* Goal
Identify the lines bearing the string "this" and gather them.

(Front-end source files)
---------------
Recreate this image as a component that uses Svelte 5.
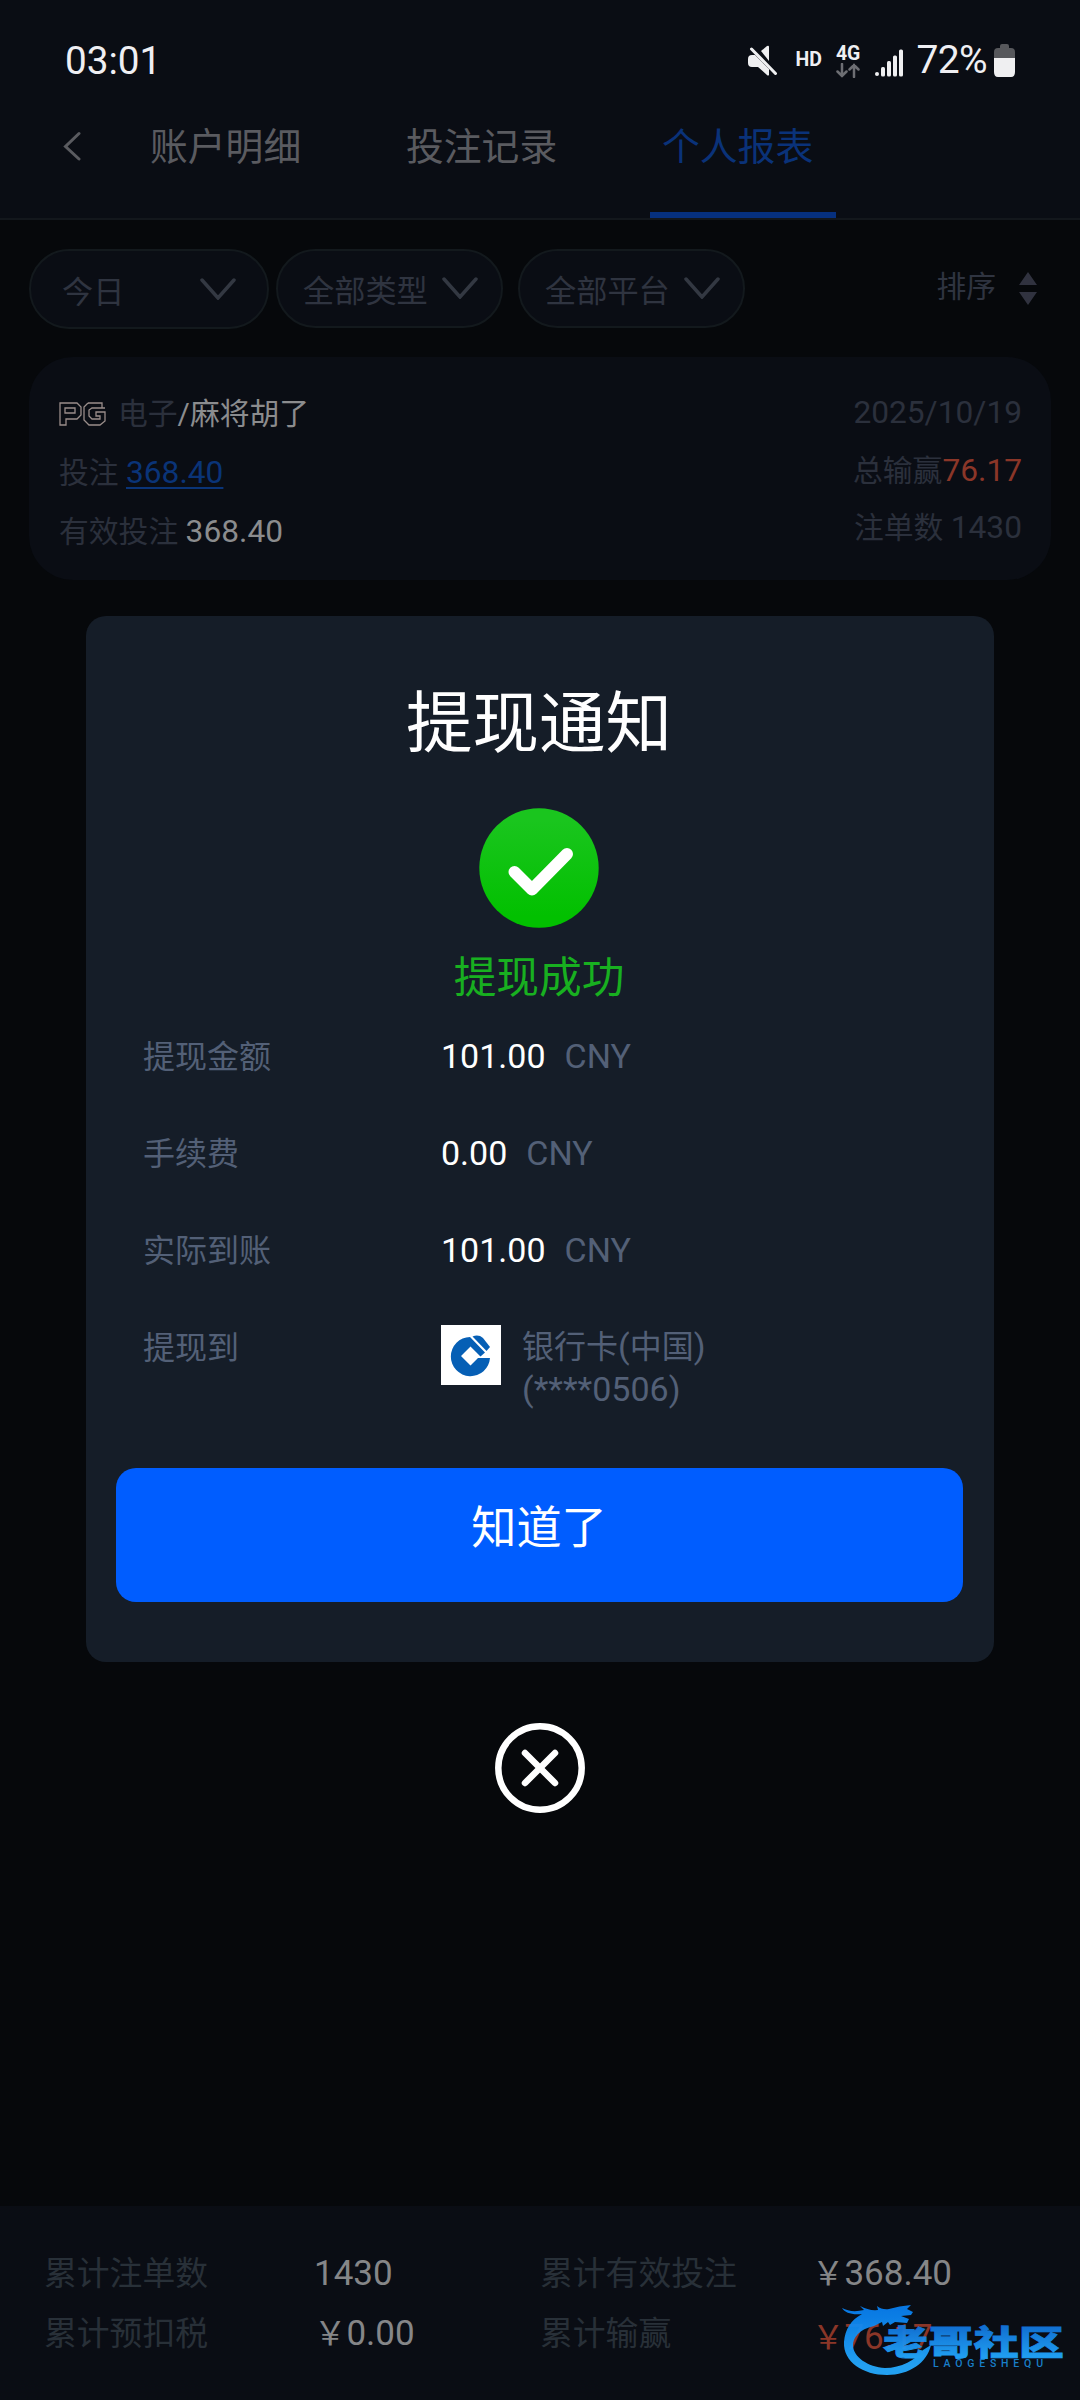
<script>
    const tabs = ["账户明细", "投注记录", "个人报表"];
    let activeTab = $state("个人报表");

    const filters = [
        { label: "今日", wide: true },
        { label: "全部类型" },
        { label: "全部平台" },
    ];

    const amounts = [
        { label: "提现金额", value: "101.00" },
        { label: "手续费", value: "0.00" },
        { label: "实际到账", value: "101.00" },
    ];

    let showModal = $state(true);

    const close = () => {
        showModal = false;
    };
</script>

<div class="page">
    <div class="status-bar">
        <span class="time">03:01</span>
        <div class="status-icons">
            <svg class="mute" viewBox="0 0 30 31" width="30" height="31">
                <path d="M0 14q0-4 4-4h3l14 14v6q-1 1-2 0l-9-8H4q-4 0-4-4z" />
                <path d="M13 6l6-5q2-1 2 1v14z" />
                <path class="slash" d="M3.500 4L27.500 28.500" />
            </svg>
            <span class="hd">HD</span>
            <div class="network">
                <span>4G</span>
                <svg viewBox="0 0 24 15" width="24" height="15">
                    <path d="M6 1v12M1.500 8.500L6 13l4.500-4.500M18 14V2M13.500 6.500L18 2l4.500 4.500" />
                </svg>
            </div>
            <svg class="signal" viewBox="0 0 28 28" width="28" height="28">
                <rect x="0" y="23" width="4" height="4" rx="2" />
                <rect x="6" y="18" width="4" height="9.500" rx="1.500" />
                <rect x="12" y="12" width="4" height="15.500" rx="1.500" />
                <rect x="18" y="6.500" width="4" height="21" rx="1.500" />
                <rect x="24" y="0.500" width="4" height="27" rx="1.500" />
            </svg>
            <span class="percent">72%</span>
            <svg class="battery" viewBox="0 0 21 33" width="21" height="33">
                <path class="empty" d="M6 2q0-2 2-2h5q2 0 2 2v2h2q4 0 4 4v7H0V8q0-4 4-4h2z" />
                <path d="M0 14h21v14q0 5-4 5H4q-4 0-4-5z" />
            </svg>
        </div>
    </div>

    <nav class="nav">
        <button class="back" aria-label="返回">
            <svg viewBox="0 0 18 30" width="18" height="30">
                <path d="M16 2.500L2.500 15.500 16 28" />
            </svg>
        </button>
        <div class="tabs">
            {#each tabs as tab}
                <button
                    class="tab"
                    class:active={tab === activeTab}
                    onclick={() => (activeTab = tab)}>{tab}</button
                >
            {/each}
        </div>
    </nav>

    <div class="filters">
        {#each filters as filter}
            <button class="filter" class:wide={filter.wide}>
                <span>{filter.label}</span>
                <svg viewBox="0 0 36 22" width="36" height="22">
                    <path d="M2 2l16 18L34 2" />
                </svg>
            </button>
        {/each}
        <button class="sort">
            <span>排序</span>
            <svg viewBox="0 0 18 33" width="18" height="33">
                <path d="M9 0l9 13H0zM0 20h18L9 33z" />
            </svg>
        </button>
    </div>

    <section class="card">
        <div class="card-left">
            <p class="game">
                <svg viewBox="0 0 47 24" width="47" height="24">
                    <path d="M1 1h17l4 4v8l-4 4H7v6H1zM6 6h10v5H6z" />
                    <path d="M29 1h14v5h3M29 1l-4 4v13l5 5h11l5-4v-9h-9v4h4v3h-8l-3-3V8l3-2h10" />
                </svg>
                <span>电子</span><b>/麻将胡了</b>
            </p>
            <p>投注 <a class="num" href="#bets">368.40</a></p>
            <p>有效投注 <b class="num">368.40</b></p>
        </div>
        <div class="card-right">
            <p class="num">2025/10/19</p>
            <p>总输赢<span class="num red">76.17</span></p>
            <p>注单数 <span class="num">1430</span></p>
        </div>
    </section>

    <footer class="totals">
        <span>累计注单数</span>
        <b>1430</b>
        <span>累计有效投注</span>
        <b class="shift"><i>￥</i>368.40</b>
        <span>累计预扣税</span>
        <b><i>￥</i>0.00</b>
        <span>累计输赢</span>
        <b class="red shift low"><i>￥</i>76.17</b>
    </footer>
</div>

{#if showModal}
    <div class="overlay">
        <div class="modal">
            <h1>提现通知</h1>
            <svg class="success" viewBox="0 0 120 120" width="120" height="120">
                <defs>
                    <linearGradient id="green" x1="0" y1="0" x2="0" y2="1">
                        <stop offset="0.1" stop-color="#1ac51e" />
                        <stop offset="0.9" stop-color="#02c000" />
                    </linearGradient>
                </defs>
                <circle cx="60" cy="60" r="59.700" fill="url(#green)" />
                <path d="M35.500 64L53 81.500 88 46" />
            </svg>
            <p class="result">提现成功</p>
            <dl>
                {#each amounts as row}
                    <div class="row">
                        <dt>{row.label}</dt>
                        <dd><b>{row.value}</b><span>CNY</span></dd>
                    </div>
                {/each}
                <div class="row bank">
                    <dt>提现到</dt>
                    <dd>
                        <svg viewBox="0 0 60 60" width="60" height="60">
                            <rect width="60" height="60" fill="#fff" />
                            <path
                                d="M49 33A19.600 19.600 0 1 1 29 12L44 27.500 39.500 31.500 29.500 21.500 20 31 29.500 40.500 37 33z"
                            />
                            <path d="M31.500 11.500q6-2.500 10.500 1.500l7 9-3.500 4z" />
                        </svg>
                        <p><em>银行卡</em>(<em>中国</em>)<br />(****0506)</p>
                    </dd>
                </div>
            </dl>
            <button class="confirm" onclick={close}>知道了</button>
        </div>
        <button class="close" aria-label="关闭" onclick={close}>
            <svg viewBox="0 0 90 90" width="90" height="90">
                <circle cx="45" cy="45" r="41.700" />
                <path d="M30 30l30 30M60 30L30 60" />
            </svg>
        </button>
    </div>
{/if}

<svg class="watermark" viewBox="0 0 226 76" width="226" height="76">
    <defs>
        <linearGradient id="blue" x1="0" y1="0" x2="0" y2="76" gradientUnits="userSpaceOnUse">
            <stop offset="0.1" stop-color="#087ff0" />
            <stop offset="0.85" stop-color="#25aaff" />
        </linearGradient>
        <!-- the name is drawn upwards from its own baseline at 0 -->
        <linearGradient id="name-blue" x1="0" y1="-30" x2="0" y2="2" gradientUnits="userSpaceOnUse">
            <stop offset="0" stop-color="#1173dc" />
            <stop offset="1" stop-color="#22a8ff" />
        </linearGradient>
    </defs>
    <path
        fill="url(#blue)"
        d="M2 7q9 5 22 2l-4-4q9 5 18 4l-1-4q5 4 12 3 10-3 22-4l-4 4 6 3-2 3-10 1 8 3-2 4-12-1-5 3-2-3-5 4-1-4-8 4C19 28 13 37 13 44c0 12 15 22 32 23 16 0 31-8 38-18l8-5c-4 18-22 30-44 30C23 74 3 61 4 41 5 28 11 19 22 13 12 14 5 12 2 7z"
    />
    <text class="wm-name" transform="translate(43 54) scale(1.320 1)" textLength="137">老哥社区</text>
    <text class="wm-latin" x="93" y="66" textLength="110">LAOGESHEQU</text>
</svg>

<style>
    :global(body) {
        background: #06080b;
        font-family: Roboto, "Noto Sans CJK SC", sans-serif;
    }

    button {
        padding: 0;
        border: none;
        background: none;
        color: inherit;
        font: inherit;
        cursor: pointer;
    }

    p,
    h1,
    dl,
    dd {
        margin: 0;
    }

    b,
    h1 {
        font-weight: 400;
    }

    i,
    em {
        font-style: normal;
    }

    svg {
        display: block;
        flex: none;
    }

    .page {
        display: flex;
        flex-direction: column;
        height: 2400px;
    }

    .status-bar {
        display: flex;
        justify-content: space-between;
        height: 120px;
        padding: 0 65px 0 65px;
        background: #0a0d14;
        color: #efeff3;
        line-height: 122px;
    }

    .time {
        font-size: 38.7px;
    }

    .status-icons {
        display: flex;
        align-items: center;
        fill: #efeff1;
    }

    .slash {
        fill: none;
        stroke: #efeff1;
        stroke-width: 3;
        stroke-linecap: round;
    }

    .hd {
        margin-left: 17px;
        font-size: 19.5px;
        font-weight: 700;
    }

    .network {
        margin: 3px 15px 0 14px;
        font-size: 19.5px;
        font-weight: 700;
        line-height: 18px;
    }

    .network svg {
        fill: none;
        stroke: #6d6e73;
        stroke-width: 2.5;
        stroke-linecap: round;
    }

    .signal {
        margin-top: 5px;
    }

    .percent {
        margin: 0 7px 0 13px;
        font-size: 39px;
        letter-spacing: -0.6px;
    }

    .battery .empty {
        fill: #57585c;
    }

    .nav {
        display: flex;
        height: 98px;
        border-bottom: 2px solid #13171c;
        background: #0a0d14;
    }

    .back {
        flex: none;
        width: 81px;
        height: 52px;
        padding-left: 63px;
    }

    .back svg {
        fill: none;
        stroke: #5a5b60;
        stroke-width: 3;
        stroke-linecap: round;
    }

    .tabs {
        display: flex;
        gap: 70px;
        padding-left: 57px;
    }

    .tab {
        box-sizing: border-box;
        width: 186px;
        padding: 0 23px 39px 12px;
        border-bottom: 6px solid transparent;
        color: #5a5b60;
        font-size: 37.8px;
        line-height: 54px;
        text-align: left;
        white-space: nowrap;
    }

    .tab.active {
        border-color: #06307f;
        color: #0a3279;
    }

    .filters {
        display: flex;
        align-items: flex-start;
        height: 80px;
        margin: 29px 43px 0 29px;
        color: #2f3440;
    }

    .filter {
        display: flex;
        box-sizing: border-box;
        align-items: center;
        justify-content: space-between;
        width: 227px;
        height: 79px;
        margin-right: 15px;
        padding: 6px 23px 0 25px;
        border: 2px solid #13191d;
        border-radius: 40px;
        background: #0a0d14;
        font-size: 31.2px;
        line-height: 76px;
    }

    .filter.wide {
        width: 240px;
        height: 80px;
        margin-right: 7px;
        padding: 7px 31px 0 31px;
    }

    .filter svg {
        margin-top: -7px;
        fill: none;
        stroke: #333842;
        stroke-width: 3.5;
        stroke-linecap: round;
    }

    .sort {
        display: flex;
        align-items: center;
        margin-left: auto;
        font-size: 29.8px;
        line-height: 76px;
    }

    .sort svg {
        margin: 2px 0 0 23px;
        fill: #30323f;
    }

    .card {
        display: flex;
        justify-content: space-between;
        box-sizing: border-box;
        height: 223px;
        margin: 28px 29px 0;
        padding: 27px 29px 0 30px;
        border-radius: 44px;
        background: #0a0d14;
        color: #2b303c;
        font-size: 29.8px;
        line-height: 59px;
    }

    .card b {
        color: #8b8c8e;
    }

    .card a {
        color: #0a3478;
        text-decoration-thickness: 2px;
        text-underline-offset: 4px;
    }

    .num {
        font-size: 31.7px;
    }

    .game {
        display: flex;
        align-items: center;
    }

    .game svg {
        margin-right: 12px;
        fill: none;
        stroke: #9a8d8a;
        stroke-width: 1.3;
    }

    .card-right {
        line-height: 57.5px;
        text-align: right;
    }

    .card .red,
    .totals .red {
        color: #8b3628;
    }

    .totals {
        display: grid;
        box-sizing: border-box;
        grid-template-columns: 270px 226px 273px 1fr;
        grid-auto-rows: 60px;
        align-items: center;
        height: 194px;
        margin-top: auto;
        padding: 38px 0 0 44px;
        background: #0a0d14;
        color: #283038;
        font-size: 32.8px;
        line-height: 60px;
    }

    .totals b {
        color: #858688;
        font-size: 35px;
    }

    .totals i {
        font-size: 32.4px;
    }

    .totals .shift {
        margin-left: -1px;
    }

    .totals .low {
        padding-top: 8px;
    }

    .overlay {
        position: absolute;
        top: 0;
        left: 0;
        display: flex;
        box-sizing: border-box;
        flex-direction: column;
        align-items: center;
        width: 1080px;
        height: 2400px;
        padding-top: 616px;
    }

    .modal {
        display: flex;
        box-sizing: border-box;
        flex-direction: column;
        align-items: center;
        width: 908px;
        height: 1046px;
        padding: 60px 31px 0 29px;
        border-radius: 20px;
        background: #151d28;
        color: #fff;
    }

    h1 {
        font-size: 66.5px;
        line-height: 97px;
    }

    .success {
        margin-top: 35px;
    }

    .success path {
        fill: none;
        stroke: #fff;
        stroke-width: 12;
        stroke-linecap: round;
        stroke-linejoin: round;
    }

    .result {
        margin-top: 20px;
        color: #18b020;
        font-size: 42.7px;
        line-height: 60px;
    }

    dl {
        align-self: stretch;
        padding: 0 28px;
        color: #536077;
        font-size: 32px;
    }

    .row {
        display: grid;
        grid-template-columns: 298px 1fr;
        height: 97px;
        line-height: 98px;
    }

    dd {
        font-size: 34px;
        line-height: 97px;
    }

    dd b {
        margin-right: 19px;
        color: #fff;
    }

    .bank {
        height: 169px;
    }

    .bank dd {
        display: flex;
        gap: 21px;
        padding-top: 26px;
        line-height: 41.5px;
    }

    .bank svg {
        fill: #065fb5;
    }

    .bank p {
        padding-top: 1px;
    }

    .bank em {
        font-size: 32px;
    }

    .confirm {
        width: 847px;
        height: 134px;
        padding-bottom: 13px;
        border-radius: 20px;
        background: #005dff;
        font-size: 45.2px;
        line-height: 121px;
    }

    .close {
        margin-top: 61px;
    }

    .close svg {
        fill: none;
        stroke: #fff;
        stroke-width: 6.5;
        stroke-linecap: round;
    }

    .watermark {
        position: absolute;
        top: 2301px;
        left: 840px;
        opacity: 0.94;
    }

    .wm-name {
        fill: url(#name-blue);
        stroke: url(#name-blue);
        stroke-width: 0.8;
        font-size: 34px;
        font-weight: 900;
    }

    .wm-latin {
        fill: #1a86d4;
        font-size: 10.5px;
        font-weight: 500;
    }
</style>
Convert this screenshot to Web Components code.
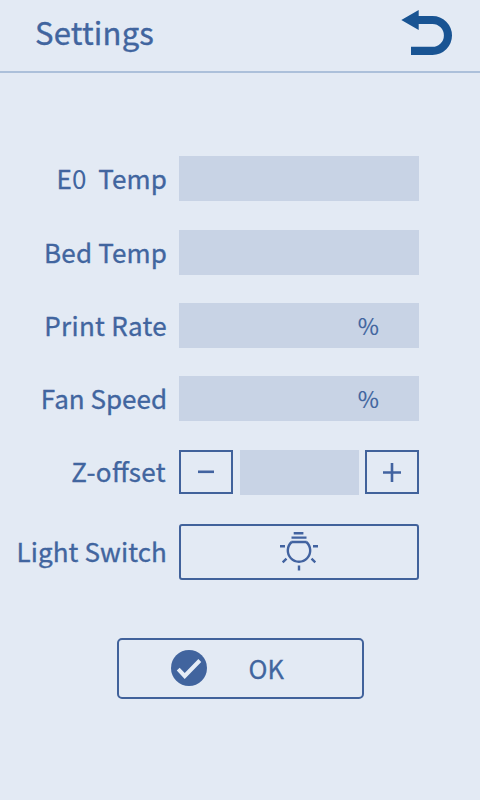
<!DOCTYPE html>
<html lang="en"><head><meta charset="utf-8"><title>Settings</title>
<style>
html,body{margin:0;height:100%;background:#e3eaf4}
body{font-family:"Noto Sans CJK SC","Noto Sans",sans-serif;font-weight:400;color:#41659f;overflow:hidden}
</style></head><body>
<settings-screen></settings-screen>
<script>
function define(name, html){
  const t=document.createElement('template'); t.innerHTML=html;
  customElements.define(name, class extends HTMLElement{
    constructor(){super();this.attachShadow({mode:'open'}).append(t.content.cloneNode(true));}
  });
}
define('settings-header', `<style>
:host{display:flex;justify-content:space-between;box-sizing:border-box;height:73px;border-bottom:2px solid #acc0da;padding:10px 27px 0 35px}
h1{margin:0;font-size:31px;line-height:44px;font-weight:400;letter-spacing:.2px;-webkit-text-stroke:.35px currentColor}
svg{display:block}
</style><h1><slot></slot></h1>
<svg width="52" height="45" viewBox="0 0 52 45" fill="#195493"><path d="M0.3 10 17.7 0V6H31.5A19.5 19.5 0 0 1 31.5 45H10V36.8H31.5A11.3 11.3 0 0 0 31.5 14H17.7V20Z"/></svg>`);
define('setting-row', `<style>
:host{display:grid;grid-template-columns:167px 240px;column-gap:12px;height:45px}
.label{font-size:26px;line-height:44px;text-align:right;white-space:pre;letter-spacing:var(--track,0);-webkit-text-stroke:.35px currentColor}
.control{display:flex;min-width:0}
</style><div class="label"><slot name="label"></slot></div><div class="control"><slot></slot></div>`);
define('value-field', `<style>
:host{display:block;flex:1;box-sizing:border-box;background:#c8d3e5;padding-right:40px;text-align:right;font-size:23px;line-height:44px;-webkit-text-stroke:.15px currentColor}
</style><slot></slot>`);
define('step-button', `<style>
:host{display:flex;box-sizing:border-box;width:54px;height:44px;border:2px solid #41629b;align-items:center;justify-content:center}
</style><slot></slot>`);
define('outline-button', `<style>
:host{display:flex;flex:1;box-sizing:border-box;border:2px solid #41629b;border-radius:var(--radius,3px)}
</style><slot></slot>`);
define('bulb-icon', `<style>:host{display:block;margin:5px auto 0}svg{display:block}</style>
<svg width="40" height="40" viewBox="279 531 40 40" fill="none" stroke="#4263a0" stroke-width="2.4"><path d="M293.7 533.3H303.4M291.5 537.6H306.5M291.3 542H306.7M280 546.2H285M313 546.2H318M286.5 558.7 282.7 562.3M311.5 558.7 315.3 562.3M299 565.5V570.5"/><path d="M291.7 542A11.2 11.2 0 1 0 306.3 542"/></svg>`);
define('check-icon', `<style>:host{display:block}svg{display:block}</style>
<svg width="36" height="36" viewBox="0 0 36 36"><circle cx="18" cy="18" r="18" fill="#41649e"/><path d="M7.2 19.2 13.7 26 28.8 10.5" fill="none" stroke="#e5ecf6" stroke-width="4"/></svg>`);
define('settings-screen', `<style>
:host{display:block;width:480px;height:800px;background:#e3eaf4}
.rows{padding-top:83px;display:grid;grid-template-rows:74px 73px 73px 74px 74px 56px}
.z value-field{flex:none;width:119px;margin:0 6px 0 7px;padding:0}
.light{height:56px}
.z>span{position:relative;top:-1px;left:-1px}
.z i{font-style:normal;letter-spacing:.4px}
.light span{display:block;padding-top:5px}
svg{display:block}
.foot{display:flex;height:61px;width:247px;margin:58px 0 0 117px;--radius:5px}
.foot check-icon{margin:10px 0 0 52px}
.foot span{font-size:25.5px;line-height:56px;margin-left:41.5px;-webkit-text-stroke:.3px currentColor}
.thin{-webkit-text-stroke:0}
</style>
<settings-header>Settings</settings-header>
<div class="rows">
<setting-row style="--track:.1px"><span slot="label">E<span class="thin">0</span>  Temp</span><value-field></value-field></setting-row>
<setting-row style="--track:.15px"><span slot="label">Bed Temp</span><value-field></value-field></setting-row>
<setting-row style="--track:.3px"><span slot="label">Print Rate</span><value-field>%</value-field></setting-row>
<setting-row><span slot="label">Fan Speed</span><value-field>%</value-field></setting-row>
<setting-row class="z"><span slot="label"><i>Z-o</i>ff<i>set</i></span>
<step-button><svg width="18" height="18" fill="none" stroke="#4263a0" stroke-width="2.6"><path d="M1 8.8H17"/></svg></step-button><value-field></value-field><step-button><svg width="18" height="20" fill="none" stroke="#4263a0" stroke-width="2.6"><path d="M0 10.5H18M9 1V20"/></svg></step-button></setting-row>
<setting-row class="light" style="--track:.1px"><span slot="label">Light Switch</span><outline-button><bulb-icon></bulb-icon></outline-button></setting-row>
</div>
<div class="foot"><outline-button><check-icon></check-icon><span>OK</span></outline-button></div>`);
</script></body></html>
---------------
* Answer below
Recreate this image as a component that uses Svelte 5.
Convert this screenshot to Web Components code.
    constructor(){super();this.attachShadow({mode:'open'}).append(t.content.cloneNode(true));}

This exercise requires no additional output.